THE 78th Fraser Highlanders, meanwhile, is re-consolidating after a bold but unsuccessful experiment that saw jazz and mainstream drumming star John Fisher taken into the drum corps. “John’s an absolute genius but the reality was that he’s tied to Vancouver on the west coast,” said Bill Livingstone. “His living is in Vancouver and it simply wasn’t workable.

“We now have Drew Duthart managing the drum corps and doing a wonderful job with a corps of local players: everyone comes to practice and attendance has been wonderful all year.

“We’ve been doing a very hard winter’s work. We have people coming from Pittsburgh, Kincardine, Kingston, Nova Scotia… all over the place. So we are getting a good 14-15 local players coming for regular Tuesday night practices and the last weekend of every month we have a two-day, Saturday-Sunday, practice — and we’re getting a full turnout for all of that.

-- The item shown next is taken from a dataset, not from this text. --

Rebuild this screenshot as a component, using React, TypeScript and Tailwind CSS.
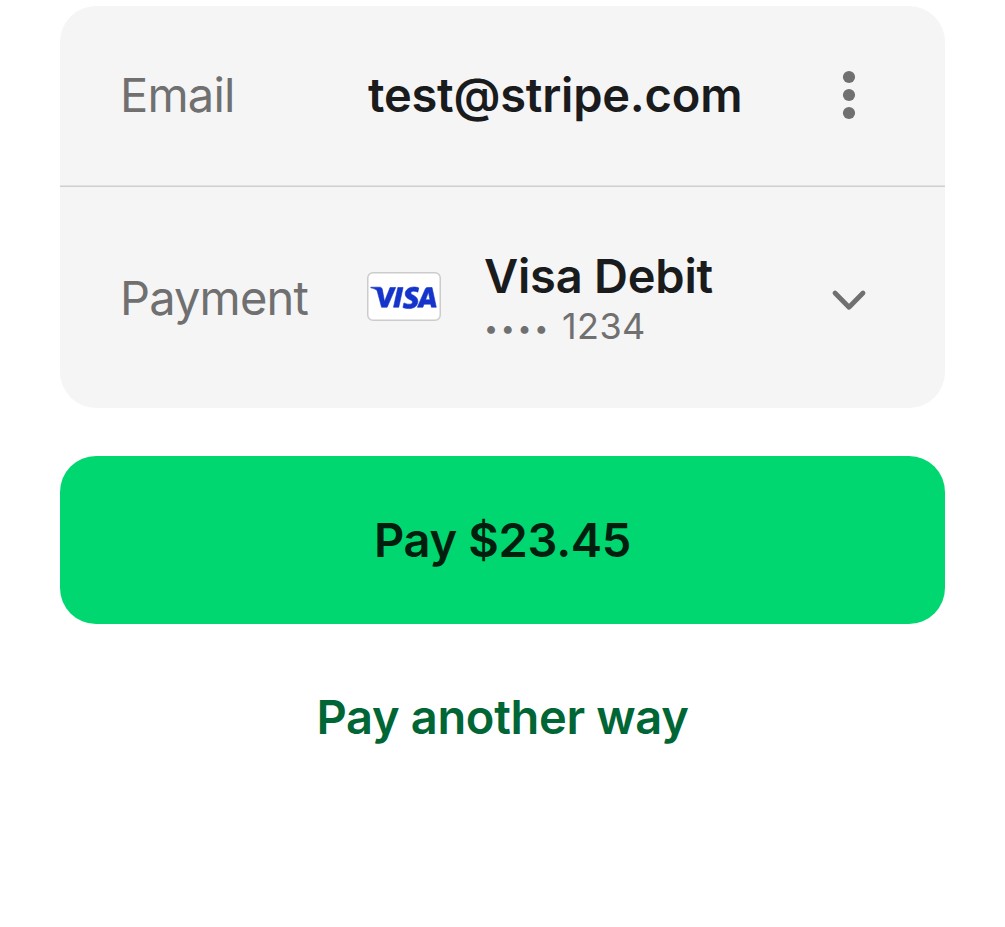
export default function App() {
  return (
    <main className="flex h-[927px] w-[1005px] flex-col bg-white px-[60px] pt-1.5 font-['Inter',sans-serif] text-[#1a1b1d]">
      <section className="flex h-[402px] shrink-0 flex-col rounded-[36px] bg-[#f5f5f5]">
        <div className="flex h-[181px] items-center border-b border-[#cfcfcf] pb-[3px] pl-[60px] shadow-[inset_0_-1px_0_#e2e2e2]">
          <span className="w-[248px] text-[47px] leading-[48px] tracking-[-0.8px] text-[#707070]">Email</span>
          <span className="flex-1 text-[47px] leading-[48px] font-semibold tracking-[-0.22px]">test@stripe.com</span>
          <button aria-label="Email options" className="mr-[80px] h-[52px] w-8">
            <svg viewBox="0 0 32 52" className="h-[52px] w-8 fill-[#707070]">
              <circle cx="16" cy="8" r="6.1" />
              <circle cx="16" cy="26" r="6.1" />
              <circle cx="16" cy="44" r="6.1" />
            </svg>
          </button>
        </div>
        <div className="flex h-[221px] items-center pl-[60px]">
          <span className="w-[247px] text-[47px] leading-[48px] tracking-[-0.85px] text-[#707070]">Payment</span>
          <svg viewBox="0 0 74 49" className="mb-0.5 h-[49px] w-[74px]">
            <rect x=".75" y=".75" width="72.5" height="47.5" rx="5.2" fill="white" stroke="#ccc" strokeWidth="1.5" />
            <path transform="translate(2.4 15.2) scale(.0607 .0625)" fill="#1434cb" stroke="#1434cb" strokeWidth="10" d="M433 5 292 321h-92L131 69c-4-16-8-22-20-29C90 28 54 17 22 10l2-10h148c19 0 36 13 40 34l37 195L340 5zM796 217c0-83-115-88-114-125 0-11 11-24 35-27 12-1 44-3 81 14l15-68C793 4 768-3 736-3c-85 0-145 45-146 110 0 48 43 75 75 91 34 16 45 27 45 41 0 23-27 32-52 33-44 1-69-12-89-21l-16 73c20 9 57 17 96 18 91 0 150-45 150-125M555 5 483 321h-86L469 5zM1022 321h80L1032 5h-74c-17 0-31 10-37 25L790 321h91l18-50h111zm-96-119 46-126 26 126z" />
          </svg>
          <div className="ml-[43px] flex-1">
            <div className="text-[47px] leading-[56px] font-semibold tracking-[-0.22px]">Visa Debit</div>
            <div className="flex h-[44px] items-center text-[36px] leading-[44px] tracking-[0.4px] text-[#707070]">
              <span className="mt-1 mr-[11px] text-[25px] tracking-[2.7px]">••••</span>
              <span>1234</span>
            </div>
          </div>
          <button aria-label="Show payment methods" className="mt-[5px] mr-[78px] h-9 w-9">
            <svg viewBox="0 0 36 36" className="h-9 w-9" fill="none" stroke="#707070" strokeWidth="4.8" strokeLinecap="round" strokeLinejoin="round">
              <path d="m4 11 14 14.3L32 11" />
            </svg>
          </button>
        </div>
      </section>
      <button className="mt-12 h-[168px] shrink-0 rounded-[36px] bg-[#00d770] text-[47px] font-semibold tracking-[-0.3px] text-[#011e0f]">Pay $23.45</button>
      <button className="mt-[57px] text-[47px] leading-[72px] font-semibold tracking-[-0.32px] text-[#006635]">Pay another way</button>
    </main>
  );
}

“We’ve worked very hard on reconstructing the music, rebuilding the band from fundamental building blocks and getting it into top form. We’re pleased with the progress we’re making and have lots of young talent and enough older members at the other end who can provide the direction: you need that balance,” he said.

“It’s the best I’ve felt about the band in many years.

It is Bill Livingstone’s intention that the band attend every contest in Ontario in 2005 — something it has not been able to do for several seasons — and the World Pipe Band Championships in Glasgow.

As a soloist, he may compete at this year’s Northern Meeting.

“I haven’t done solos seriously for a couple of years,” he said. “I’ve really confined myself to the United States Piping Foundation competition in Newark, Delaware, in June — but I won’t get to that this year because of the Hamilton, Ontario, band contest — and Inverness. 

“I might get to the Northern Meeting — I no longer feel the burning need to play there I once did, but I still love to do it.”